The chemical neonicotinoids (thiacloprid and acetamiprid) known as neonics are available at most garden centres and are thought to cause bees real problems.

On a wider scale chemicals used in farming practices cause widespread bee loss. There are studies and arguments over whether farming use of neonics are responsible for our bee loss.

3. Retain Weeds

Bees love weeds! Dandelions in particular are adored by bumblebees and honeybees like clover flowers. Leave some for the bees by keeping a wild patch in your garden.

4. Provide a Water Source

Not many of us think about bees needing a drink, but they do get thirsty.

Bees drown in deep, cold water but a great way to help them is by putting out a terracotta saucer filled with pebbles and water. Pebbles give bees and butterflies something to sit on and drink in safety. Bee baths need filling regularly as hot sun can dry them out within a day.

How to Feed and House a Bee

bee hotel house

Bee houses we’ve mentioned, but these do provide a safe place for solitary bees to nest.

Make one using a square frame filled with hollow bamboo canes or buy one from a garden centre or online. Whichever you choose needs to be set up correctly or you’ll have a vacancy sign forever.

Put your bee house in a south-facing position that isn’t in direct sunlight. It will need a roof so rain doesn’t get in, and be fixed against a fence. Bee houses on a chain turn into wind tunnels, and no-one appreciates a draft on their back, not least bees.

You can leave long stalks, dry flower borders and dead wood around for other types of bee.

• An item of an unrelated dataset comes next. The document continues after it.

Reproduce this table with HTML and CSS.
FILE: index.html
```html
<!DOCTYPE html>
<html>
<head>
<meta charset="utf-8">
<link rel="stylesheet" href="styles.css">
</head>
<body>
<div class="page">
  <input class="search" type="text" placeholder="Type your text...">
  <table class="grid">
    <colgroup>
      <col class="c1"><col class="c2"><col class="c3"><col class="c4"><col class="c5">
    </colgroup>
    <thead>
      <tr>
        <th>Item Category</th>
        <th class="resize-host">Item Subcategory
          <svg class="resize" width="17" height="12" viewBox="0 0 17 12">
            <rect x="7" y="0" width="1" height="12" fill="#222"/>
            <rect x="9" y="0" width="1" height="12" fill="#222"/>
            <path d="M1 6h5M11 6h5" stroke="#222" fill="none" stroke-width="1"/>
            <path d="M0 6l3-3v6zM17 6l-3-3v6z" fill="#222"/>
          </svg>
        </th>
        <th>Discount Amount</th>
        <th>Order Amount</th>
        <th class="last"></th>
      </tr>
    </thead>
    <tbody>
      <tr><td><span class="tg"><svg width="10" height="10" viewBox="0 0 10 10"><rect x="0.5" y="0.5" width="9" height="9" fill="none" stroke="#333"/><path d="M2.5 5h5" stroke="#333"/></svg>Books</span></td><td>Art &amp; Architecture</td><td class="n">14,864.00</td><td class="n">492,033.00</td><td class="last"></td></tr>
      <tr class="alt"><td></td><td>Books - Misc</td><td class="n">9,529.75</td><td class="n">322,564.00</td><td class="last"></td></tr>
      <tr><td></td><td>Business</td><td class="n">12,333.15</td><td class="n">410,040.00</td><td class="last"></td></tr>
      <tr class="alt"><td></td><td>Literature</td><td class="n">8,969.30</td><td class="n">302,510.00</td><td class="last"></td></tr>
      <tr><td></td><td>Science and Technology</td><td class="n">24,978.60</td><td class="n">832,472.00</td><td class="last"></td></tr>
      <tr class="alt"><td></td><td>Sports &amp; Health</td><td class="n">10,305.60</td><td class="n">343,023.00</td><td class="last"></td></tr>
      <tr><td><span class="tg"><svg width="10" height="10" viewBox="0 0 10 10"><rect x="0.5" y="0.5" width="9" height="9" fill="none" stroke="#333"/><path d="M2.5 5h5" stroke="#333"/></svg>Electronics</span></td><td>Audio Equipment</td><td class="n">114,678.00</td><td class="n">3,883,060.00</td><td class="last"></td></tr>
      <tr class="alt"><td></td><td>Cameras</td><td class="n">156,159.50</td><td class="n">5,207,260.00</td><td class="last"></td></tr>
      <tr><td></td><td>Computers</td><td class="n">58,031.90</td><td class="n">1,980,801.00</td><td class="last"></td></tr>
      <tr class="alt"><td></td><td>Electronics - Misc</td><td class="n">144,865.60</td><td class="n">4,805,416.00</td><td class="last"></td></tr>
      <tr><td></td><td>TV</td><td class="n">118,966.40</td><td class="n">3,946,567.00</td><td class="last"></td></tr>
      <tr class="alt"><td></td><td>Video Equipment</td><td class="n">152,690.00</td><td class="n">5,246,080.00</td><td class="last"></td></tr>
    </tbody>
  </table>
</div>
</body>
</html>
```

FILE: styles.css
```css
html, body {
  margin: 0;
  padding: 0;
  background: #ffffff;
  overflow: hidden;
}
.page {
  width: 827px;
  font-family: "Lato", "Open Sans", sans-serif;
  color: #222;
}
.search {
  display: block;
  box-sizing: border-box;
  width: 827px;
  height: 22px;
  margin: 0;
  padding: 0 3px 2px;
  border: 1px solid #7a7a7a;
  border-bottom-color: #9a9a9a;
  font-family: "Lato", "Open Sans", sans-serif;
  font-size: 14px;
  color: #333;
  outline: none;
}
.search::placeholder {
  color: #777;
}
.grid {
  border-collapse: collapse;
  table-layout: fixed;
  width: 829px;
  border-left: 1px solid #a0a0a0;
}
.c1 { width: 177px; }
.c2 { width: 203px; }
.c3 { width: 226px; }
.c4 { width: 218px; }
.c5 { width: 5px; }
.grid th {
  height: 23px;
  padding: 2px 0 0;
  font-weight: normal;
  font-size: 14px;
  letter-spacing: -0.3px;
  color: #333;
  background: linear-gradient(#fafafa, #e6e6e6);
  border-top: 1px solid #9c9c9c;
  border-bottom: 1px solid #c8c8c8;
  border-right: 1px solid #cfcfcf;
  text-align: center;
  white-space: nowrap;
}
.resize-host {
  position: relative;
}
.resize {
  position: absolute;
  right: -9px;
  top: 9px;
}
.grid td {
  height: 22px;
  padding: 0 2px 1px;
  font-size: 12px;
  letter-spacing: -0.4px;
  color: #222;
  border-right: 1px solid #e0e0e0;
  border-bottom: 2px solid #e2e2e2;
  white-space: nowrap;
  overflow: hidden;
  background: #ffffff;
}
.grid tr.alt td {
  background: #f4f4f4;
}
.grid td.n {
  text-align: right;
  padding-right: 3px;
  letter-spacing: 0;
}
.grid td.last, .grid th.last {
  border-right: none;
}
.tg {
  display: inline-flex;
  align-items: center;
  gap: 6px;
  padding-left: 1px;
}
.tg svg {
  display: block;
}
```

Alongside growing more flowers you can feed bees a sugar solution. Mix a half and half mixture of water with granulated sugar and pop it in your bee bath or in a saucer. Bees will alight for an energy filled drink.

When To Rescue A Bee

Don’t bee scared (!), bees are not aggressive creatures, they do sting when hurt, but this leads to their death so it’s a last resort. A bee will walk over your hands and arms without stinging you, but whacking it, screaming and infecting children with panic does no-one any favours.

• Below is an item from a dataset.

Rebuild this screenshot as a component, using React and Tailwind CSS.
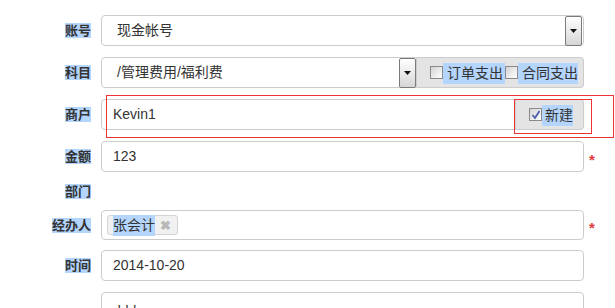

If you don’t want the bee on you (really you should be honoured) put your body part against flowers or greenery and it will walk away. And that buzz that so terrifies people? It’s just their wings vibrating in the wind. When scared bees flap them more it’s to try and scare away predators.

If you do get stung put an ice pack over the area and it’ll go off. Interestingly, beekeepers rarely get arthritis and studies are revealing bee venom may be an effective treatment against rheumatism and forms of arthritis.

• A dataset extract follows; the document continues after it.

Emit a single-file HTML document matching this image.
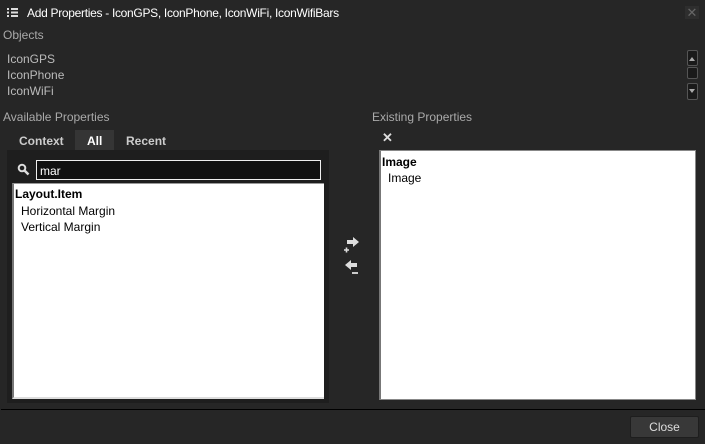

A bee in water is in desperate trouble. If there are no sides to climb out, like a paddling pool bird bath or steep-sided pond, they will struggle, freeze and drown. It’s a sad sight to see a fluffy bumbler dead in cold water. There is no excuse – help them out and put them in a sunny position away from predators to warm up. With a teaspoon of sugar water they should be fine after ten minutes of peace.

Bees often cling to your washing line on sunny days with chilly evenings or if there’s a cold breeze. Check your washing as you take it down for bees, ladybirds, butterflies and moths who love the warm safety of a duvet cover or even your socks!

Put them somewhere sheltered and give them that teaspoon of sugary water we’ve already discussed.

A Sting in the Tail

Bees are nothing to be afraid of – this once common insect is a joy in the garden, and they provide the UK with food.

It’s simple to underestimate what bees freely provide for us, and we ought to give something back in return. When that something is native flowering plants and throwing out chemical sprays we can’t complain.

At the very least our children need to know bees are not harmful, if you don’t want to be near them, at least leave them alone and pass on your knowledge, because without bees scientists predict our food levels will rapidly decrease, putting our food supply in danger.

Research is trying to find alternative methods of pollination, but the simple way is to help the pollinators we already have before their numbers fall so low it’s impossible to bring them back.

Save the Bee, Save the Planet is not a catchy quote – it’s a fact that we need to act on, and fast.